Dynamic race detection

20 December 2011

In the context of thinking about parallelism for Rust, I have been reminded of an older idea I had for a lightweight, predictable dynamic race detection monitoring system based around block-scoped parallelism. I should think this would be suitable for (an extended version of) a dynamic language like Python, JavaScript, or Lua. I will write in a Python-like syntax since I know it best, but I am debating about exploring this for JavaScript.

Block-scoped parallelism

The basic parallel model would be block-scoped parallelism as I’ve been referring to in the various Rust posts. To make this concrete, here is a low-level example of how it might work; this is a dynamic version of something like the finally/async blocks of X10. There are two basic concepts, a parallel region and a set of parallel tasks. Each task is created within some parallel region; when the parallel region is executed, all of the tasks begin exeution. They may continue to create new tasks. Meanwhile, the task which executed the parallel region blocks until it completes.

def divide_and_conquer(...):
	if "small enough to do sequentially":
		process(list)
	else:
	    p = parallel_region()
		task1 = p.new_task(lambda: divide_and_conquer(...))
		task2 = p.new_task(lambda: divide_and_conquer(...))
		p.execute()
		task1.get_result() # yields an error unless p.execute() has run

I will leave aside for the moment the question of deciding which problems are small enough to do sequentially and so forth. This task and parallel region API is intended to be low-level. Higher-level libraries would build on it to make those sorts of decisions.

Anyway the API is somewhat orthogonal. We could dicker about the precise design, I am more interested in the data-race freedom part. The key properties that the API must maintain are:

Tasks are always created within a parallel region.
The parent task which executes the parallel region is always suspended while its child tasks execute.

Monitoring for data races

Now, the key idea: I want to say that each object is owned by the task which creates it. The data is then mutable only by its owner and any parent task of the owner. The data is readable by the owner and any child task of the owner. These constraints—assuming no global data—suffice to guarantee that a given object cannot leak to siblings of its owner. Only the owner, ancesors of the owner, and children of the owner can have access to the object.

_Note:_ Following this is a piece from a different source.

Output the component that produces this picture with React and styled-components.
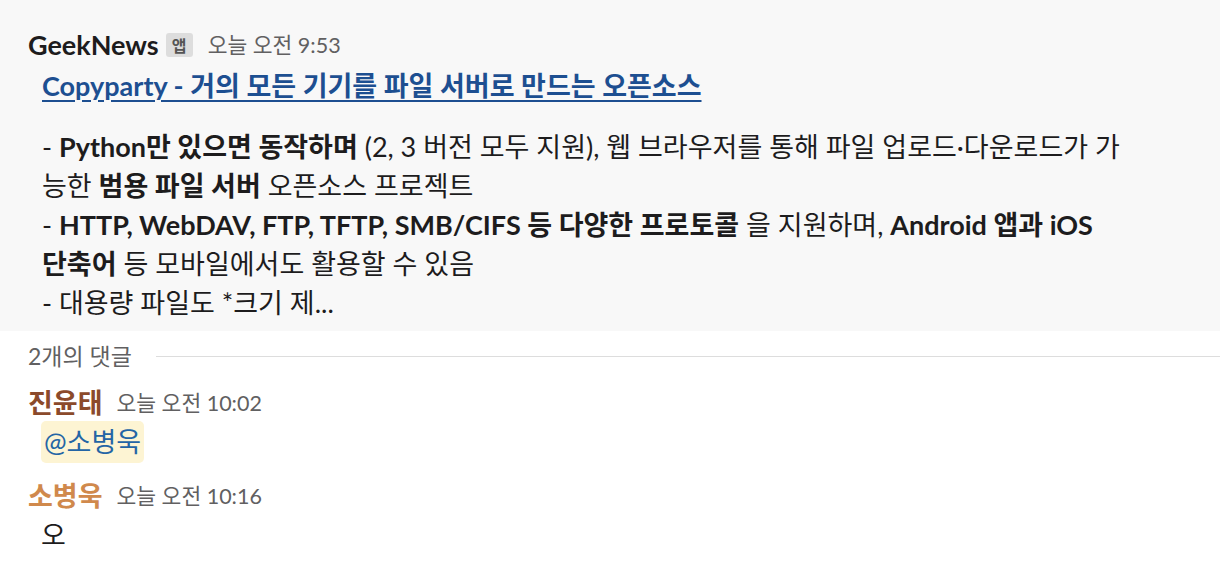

This leaking property is important, so let’s take a second to see why it’s true: the idea is that two sibling tasks can only communicate via shared memory. This memory must have existed when the tasks were created, so it must be owned by a common parent of the sibling tasks.
This common memory is therefore immutable: only the common parent could modify it, and the comment parent is suspended while its children execute.

Based on this, we can say that whenever we modify a field of an object, we must check that we are either the owner or a parent of the owner. If we are a parent, then the owner must have terminated (else the parent could be not be active), so we can adjust the owner of the object to be ourselves. Thus the check for “do I have write access?” is kind of a variant of Tarjan’s union set algorithm with chain compression.

Interestingly, no dynamic check at all is needed to do a read: either we own the object, in which case we can read it, or it is owned by a parent or extinct child. In all of those cases reads are permitted.

I’ve phrased this write check as a per-object check, but I think that in an actual implementation, I would really do it on groups of objects; this would be implemented almost exactly like a write barrier in a garbage collected environment, except that we have to not only write out the dirty bit but read it first to check that we have write access. Obviously this will be slower, but not that much slower I should think, particularly as we are likely to be writing to recently created objects, and hence have the dirty bit in cache.

Ownership

But sometimes we want to be able to pass mutable data to our children. My idea for this is to use a kind of dynamic version of unique pointers. In JavaScript, I would implement this with proxies: basically, you create an object and when you create it, you say it is mobile. What you get back is a proxy to the real object, which is locked within the proxy and never divulged. Now you can use it like any object, but eventually you can give it to a child. Your existing proxy is then set to some broken state and a new proxy created which has the object. This proxy is handed by the runtime to your newly spawned task. The task can always give it back to you by returning it.

What about other models?

I showed this for a simple fork-join model. I think you can rephrase it in terms of futures or something like Dot Net’s parallel tasks as well.